No.1 7点 人並由真 2023/01/30 17:23
(ネタバレなし)
 1954年に日本に巨大怪獣が現れて以降、世界各地で人類をおびやかす怪獣の出現が繰り返される世界。怪獣対策を担当する日本の「怪獣省」、そのエリートで、初の女性の怪獣予報官(怪獣出現以降に、以前のデータや現在の状況などから、怪獣の進路や次の行動を予測する者)となって活躍する岩戸正美。彼女と同僚、関係行政官たちの怪獣との戦いは終わることがなかった。だがそんな中でも、怪獣の出現を機にあるいはその事実に関連し、人間の悪意は別のところで渦巻いていた。

 巨大怪獣もの×新本格パズラーなどと本書の帯などで謳われ、評者のような怪獣ファンには垂涎ものの趣向で書かれた連作三本。作者は2005年の特撮テレビ『ウルトラマンマックス』の脚本を担当したこともある。なお怪獣ファンでなくとも「1954年」という文芸設定の意味のわかる人は多いと思うし、主人公の苗字が『ゴジラの逆襲』の二代目昭和ゴジラ、初代アンギラスの出現地、岩戸島にちなむのもニヤリ。

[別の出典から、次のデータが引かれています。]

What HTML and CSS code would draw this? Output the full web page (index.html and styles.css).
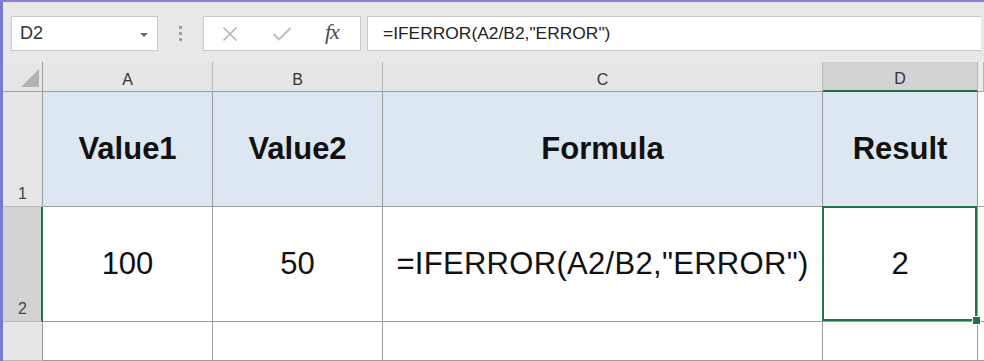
FILE: index.html
```html
<!DOCTYPE html>
<html lang="en">
<head>
  <meta charset="UTF-8" />
  <title>IFERROR example</title>
  <link rel="stylesheet" href="styles.css">
</head>
<body>

  <div class="window">
    <div class="formula-bar">
      <div class="name-box">
        <span>D2</span>
        <span class="drop-arrow"></span>
      </div>
      <div class="grip"><i></i><i></i><i></i></div>
      <div class="fx-box">
        <svg class="icon-x" width="16" height="16" viewBox="0 0 16 16">
          <path d="M1.5 1.5 L14.5 14.5 M14.5 1.5 L1.5 14.5" stroke="#b4b4b4" stroke-width="1.6" fill="none"/>
        </svg>
        <svg class="icon-check" width="20" height="16" viewBox="0 0 20 16">
          <path d="M1.5 8 L7 13.5 L18.5 2" stroke="#bcbcbc" stroke-width="1.8" fill="none"/>
        </svg>
        <span class="fx">fx</span>
      </div>
      <div class="formula-input">=IFERROR(A2/B2,"ERROR")</div>
    </div>

    <div class="sheet">
      <div class="corner"><span class="corner-mark"></span></div>
      <div class="col-head">A</div>
      <div class="col-head">B</div>
      <div class="col-head">C</div>
      <div class="col-head active">D</div>
      <div class="col-head edge"></div>

      <div class="row-head">1</div>
      <div class="cell title">Value1</div>
      <div class="cell title">Value2</div>
      <div class="cell title">Formula</div>
      <div class="cell title">Result</div>
      <div class="cell edge"></div>

      <div class="row-head active">2</div>
      <div class="cell">100</div>
      <div class="cell">50</div>
      <div class="cell wide">=IFERROR(A2/B2,"ERROR")</div>
      <div class="cell selected">2</div>
      <div class="cell edge"></div>

      <div class="row-head"></div>
      <div class="cell"></div>
      <div class="cell"></div>
      <div class="cell"></div>
      <div class="cell"></div>
      <div class="cell edge"></div>
    </div>
  </div>

</body>
</html>
```

FILE: styles.css
```css
* {
  box-sizing: border-box;
}

body {
  margin: 0;
  font-family: 'Liberation Sans', Arial, sans-serif;
  background-color: #fff;
  overflow: hidden;
}

.window {
  width: 984px;
  height: 361px;
  border-top: 2px solid #8484d2;
  border-left: 3px solid #7a7acc;
  background-color: #e8e8e8;
}

/* formula bar */

.formula-bar {
  display: flex;
  align-items: flex-start;
  height: 60px;
  padding: 14px 0 0 8px;
}

.name-box {
  width: 147px;
  height: 35px;
  background-color: #fff;
  border: 1px solid #c8c8c8;
  display: flex;
  align-items: center;
  justify-content: space-between;
  padding: 0 9px 0 8px;
  font-size: 18px;
  color: #333;
}

.drop-arrow {
  width: 0;
  height: 0;
  border-left: 4px solid transparent;
  border-right: 4px solid transparent;
  border-top: 4px solid #6a6a6a;
  margin-top: 2px;
}

.grip {
  width: 45px;
  height: 35px;
  display: flex;
  flex-direction: column;
  align-items: center;
  justify-content: center;
  gap: 3px;
}

.grip i {
  display: block;
  width: 3px;
  height: 3px;
  background-color: #a0a0a0;
}

.fx-box {
  width: 158px;
  height: 35px;
  background-color: #fff;
  border: 1px solid #c8c8c8;
  display: flex;
  align-items: center;
  padding-left: 18px;
}

.icon-x {
  margin-right: 34px;
}

.icon-check {
  margin-right: 33px;
}

.fx {
  font-family: 'Liberation Serif', 'Times New Roman', serif;
  font-style: italic;
  font-size: 22px;
  color: #4a4a4a;
  letter-spacing: -1px;
  margin-top: -3px;
}

.formula-input {
  flex: 1;
  height: 35px;
  margin-left: 6px;
  margin-right: 3px;
  background-color: #fff;
  border: 1px solid #c8c8c8;
  border-right: none;
  padding-left: 15px;
  display: flex;
  align-items: center;
  font-size: 17.4px;
  color: #222;
}

/* grid */

.sheet {
  display: grid;
  grid-template-columns: 40px 170px 170px 440px 155px 1fr;
  grid-template-rows: 30px 115px 115px 39px;
  background-color: #fff;
}

.corner,
.col-head {
  background-color: #e6e6e6;
  border-bottom: 1px solid #9c9c9c;
  border-right: 1px solid #b8b8b8;
}

.corner {
  border-right: 1px solid #9c9c9c;
  display: flex;
  align-items: flex-end;
  justify-content: flex-end;
  padding: 0 3px 4px 0;
}

.corner-mark {
  width: 0;
  height: 0;
  border-left: 18px solid transparent;
  border-bottom: 18px solid #b4b4b4;
}

.col-head {
  display: flex;
  align-items: center;
  justify-content: center;
  font-size: 16px;
  color: #333;
  padding-top: 6px;
}

.col-head.active {
  background-color: #d3d3d3;
  border-bottom: 2px solid #217346;
}

.col-head.edge {
  background-color: #ececec;
}

.row-head {
  background-color: #e6e6e6;
  border-right: 1px solid #9c9c9c;
  border-bottom: 1px solid #b8b8b8;
  display: flex;
  align-items: flex-end;
  padding: 0 0 3px 15px;
  font-size: 16px;
  color: #444;
}

.row-head.active {
  background-color: #d3d3d3;
  border-right: 2px solid #217346;
}

.cell {
  border-right: 1px solid #9c9c9c;
  border-bottom: 1px solid #9c9c9c;
  display: flex;
  align-items: center;
  justify-content: center;
  font-size: 31px;
  color: #111;
}

.cell.wide {
  letter-spacing: 0.3px;
}

.cell.title {
  background-color: #dde7f2;
  font-weight: bold;
}

.cell.edge {
  border-right: none;
}

.cell.selected {
  position: relative;
}

.cell.selected::after {
  content: "";
  position: absolute;
  top: -1px;
  left: -1px;
  right: 0;
  bottom: 0;
  border: 2px solid #217346;
}

.cell.selected::before {
  content: "";
  position: absolute;
  right: -4px;
  bottom: -4px;
  width: 7px;
  height: 7px;
  background-color: #217346;
  border: 1px solid #fff;
  z-index: 1;
}
```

 とはいえ内容がきっちり新本格パズラーによるのは全三話のうち、最初のものだけで、あとの二つは結構、方向が違う。個人的には大藪春彦の中編みたいな味わいだった第二話(表題作)が一番面白かった。
 第三話は確実に初代ウルトラマンの某エピソードのリスペクト編であることが、評者のような怪獣ファンには登場人物のネーミングなどからもわかるが、どの話になるのかはネタバレになるので、ここでは言わない。

 連作ミステリとしては6点。趣向でオマケして1点追加。